Chaque printemps charme nos yeux de fleurs semblables à celles de l’année précédente, et chaque génération d’hommes agite les problèmes que ses pères se flattaient d’avoir résolus. Incontestable dans le domaine des mathématiques, de l’expérience sensible et de l’industrie, la loi du progrès ne paraît pas étendre son empire à la recherche des dernières raisons des choses, de notre origine et de notre destinée. Les hommes s’interrogent également depuis bien des siècles sur la règle de leur activité, sans avoir trouvé de réponse suffisamment évidente pour les unir dans une même conviction.
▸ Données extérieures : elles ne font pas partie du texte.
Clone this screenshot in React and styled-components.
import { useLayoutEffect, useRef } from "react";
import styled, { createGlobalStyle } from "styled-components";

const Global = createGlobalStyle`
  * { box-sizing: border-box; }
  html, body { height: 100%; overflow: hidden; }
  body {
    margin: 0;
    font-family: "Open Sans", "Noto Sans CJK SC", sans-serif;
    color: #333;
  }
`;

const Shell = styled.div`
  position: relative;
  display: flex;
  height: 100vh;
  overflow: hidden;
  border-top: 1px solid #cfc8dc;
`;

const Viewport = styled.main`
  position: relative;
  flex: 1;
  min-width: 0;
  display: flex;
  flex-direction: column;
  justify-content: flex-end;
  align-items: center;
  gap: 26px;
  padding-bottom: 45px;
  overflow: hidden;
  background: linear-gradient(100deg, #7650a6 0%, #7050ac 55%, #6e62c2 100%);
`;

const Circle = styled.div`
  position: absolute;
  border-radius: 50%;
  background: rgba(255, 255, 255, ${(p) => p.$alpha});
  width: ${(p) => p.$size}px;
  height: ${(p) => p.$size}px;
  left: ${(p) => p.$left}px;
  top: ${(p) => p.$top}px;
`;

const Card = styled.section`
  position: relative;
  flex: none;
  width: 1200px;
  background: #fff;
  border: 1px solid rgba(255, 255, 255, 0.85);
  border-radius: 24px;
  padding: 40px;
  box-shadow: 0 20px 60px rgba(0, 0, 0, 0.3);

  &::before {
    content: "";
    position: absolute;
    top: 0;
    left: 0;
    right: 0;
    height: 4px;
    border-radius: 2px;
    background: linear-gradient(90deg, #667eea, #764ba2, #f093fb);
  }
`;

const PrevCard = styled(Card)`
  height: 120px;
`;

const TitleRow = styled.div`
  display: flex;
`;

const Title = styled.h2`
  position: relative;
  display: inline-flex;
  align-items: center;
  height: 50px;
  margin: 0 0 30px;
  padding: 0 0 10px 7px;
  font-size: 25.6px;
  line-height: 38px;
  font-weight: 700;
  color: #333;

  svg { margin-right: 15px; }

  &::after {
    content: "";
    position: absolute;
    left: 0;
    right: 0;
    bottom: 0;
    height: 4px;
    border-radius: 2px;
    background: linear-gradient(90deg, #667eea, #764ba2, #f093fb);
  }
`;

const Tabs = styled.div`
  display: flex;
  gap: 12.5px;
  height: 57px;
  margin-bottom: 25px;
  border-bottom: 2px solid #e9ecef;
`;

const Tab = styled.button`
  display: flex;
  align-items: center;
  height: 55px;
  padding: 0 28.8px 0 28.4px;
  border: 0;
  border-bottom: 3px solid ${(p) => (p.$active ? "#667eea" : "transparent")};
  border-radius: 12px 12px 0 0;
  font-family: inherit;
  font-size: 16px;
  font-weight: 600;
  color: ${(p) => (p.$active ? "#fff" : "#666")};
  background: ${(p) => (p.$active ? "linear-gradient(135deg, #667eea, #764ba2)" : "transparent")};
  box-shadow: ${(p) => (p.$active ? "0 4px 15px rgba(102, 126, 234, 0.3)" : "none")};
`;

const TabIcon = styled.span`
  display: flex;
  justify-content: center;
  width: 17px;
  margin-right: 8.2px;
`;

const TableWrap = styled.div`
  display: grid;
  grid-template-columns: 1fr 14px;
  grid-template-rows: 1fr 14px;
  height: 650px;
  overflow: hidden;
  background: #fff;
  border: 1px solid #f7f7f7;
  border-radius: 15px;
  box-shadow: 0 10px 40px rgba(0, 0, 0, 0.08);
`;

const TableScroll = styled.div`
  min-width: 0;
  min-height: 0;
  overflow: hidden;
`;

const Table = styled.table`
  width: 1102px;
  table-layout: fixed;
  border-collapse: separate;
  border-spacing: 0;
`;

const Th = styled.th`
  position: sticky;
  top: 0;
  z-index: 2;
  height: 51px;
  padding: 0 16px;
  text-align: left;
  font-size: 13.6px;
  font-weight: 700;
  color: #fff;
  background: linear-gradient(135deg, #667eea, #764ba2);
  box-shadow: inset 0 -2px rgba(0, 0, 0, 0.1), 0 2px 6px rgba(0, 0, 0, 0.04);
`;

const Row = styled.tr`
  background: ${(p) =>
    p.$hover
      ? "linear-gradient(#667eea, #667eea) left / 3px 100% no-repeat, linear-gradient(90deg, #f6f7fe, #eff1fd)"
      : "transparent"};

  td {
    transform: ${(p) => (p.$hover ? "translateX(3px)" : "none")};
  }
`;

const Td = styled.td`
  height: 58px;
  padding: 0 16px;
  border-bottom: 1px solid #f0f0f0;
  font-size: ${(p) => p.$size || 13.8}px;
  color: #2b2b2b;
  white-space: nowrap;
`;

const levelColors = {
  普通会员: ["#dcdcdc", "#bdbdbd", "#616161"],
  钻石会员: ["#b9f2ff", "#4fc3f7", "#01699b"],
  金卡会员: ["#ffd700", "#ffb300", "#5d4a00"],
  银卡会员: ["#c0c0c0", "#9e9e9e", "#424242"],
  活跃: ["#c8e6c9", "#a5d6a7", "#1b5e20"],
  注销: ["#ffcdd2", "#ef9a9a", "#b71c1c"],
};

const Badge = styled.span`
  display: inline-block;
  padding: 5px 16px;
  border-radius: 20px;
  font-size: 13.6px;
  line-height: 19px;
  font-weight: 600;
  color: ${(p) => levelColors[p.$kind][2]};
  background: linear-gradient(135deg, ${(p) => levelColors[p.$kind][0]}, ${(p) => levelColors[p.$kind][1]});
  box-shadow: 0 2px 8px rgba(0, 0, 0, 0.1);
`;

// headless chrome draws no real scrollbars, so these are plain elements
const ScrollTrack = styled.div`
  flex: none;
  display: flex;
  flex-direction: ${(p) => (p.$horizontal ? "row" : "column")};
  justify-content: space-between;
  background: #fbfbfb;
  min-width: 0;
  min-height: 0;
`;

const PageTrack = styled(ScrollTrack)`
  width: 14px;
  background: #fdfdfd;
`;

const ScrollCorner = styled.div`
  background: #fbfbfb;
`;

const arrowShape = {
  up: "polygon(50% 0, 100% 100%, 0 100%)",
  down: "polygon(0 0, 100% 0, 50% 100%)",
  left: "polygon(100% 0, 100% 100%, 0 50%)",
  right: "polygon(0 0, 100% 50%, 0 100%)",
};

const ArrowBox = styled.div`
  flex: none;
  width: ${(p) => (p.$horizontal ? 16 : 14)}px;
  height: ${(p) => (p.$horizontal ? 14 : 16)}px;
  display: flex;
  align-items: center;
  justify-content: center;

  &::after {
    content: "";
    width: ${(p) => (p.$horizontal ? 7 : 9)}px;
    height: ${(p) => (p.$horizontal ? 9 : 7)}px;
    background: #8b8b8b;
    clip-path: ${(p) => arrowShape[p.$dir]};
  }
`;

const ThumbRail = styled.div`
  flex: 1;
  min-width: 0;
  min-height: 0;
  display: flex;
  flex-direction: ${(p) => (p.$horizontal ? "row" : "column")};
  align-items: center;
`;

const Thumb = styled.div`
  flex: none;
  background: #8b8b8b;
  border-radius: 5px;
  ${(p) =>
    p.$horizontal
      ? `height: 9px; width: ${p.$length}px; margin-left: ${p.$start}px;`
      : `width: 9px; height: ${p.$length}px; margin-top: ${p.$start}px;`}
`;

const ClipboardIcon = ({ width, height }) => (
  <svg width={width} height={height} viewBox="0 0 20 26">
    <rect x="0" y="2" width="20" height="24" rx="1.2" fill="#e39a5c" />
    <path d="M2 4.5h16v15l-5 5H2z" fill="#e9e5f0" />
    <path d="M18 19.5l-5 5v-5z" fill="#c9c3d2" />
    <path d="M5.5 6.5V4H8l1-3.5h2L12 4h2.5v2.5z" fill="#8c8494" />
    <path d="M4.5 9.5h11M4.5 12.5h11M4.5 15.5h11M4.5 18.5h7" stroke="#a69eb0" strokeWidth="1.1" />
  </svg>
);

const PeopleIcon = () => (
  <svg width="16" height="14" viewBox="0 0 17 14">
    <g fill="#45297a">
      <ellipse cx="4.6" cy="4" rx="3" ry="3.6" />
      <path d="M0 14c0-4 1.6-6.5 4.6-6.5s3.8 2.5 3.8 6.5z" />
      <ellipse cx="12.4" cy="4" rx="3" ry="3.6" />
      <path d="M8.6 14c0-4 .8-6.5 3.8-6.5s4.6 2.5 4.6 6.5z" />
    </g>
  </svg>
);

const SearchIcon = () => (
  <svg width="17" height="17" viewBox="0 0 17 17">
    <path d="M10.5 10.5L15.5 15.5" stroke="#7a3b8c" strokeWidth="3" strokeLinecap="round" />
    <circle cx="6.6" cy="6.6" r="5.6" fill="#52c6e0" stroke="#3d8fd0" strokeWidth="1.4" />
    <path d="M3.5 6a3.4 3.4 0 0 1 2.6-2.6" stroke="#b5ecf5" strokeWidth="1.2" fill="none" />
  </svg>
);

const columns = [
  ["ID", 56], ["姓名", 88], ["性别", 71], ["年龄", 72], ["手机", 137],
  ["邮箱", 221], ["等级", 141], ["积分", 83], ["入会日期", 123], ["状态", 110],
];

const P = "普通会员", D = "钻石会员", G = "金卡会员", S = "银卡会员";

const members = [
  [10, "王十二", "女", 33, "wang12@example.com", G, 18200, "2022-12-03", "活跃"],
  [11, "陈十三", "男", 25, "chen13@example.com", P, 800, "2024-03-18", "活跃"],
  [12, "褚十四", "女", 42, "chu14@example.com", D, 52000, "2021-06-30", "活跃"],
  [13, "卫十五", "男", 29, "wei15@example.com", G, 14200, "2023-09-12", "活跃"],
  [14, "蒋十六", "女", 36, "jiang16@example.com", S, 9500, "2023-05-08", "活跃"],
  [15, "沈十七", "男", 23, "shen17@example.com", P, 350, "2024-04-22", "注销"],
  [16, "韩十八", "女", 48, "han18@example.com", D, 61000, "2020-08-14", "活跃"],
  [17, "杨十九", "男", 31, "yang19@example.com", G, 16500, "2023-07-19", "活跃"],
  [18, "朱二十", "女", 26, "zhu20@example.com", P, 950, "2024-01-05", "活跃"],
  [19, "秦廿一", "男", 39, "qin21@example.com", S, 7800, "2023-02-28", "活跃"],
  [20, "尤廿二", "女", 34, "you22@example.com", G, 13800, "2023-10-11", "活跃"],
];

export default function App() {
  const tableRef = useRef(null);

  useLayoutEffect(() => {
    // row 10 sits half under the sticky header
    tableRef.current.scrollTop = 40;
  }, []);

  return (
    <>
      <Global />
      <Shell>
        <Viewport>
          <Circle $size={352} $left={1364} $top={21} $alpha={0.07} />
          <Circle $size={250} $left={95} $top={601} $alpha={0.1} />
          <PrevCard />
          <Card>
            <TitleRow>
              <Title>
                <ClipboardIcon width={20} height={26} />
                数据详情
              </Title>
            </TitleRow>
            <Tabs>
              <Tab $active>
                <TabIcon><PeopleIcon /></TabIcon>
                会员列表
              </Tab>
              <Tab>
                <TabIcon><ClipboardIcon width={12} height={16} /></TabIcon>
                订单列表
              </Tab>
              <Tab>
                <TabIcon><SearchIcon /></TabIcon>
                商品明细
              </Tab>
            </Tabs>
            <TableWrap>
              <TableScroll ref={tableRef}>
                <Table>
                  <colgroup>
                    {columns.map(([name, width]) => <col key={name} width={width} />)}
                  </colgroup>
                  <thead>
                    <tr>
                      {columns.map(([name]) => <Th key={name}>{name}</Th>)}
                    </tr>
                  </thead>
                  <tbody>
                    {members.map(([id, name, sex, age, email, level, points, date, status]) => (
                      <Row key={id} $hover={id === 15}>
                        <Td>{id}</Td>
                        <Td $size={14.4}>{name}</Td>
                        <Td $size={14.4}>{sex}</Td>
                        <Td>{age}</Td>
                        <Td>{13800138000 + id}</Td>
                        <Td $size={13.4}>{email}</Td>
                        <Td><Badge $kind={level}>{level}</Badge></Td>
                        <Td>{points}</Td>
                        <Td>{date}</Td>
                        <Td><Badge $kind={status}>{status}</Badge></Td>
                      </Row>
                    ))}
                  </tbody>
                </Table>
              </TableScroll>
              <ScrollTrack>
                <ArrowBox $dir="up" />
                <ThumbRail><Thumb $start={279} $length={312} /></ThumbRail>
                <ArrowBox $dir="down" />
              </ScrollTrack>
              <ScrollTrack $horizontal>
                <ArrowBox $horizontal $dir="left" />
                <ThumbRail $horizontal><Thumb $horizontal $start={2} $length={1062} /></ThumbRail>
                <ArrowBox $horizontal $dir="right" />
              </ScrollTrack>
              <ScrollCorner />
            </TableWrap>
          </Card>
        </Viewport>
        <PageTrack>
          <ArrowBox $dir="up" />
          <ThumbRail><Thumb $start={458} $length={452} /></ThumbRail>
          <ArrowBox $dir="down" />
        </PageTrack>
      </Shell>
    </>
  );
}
Le trait commun au problème spéculatif et au problème pratique : l’incertitude, fait soupçonner leur dépendance réciproque, et en effet il semble malaisé de tracer rationnellement la règle de conduite d’un agent quelconque, en faisant abstraction de sa nature et de ses rapports. De grands penseurs ont cru pour tant l’avoir entrepris. Ils étaient poussés dans cette voie par un motif considérable : La philosophie théorique et la morale semblent solidaires ; mais elles diffèrent en ce point qu’on pourrait à la rigueur s’interdire l’une, tandis qu’il est impossible de renoncer à l’autre. Il faut absolument que l’homme agisse ; fatalement il subit l’effet de ses actions et des actions de ses semblables. Il importe donc au plus haut point que ces activités s’harmonisent sous une règle ; l’intérêt de la philosophie spéculative est spéculatif lui-même ; l’intérêt de la morale est pratique, universel, impérieux. Telle est la raison pour laquelle on voudrait dégager de la question d’essence, peut-être insondable, celle de la conduite, qui réclame une solution, bonne ou mauvaise, puisque les rapports sociaux reposent forcément sur une conception morale.

Cette disjonction pouvait être essayée de deux manières :

Un sentiment personnel, confirmé en quelque mesure par le témoignage historique et par l’observation de la société, suggère l’idée que l’homme possède une certitude morale immédiate, ou du moins un organe particulier propre à discerner le bien et le mal.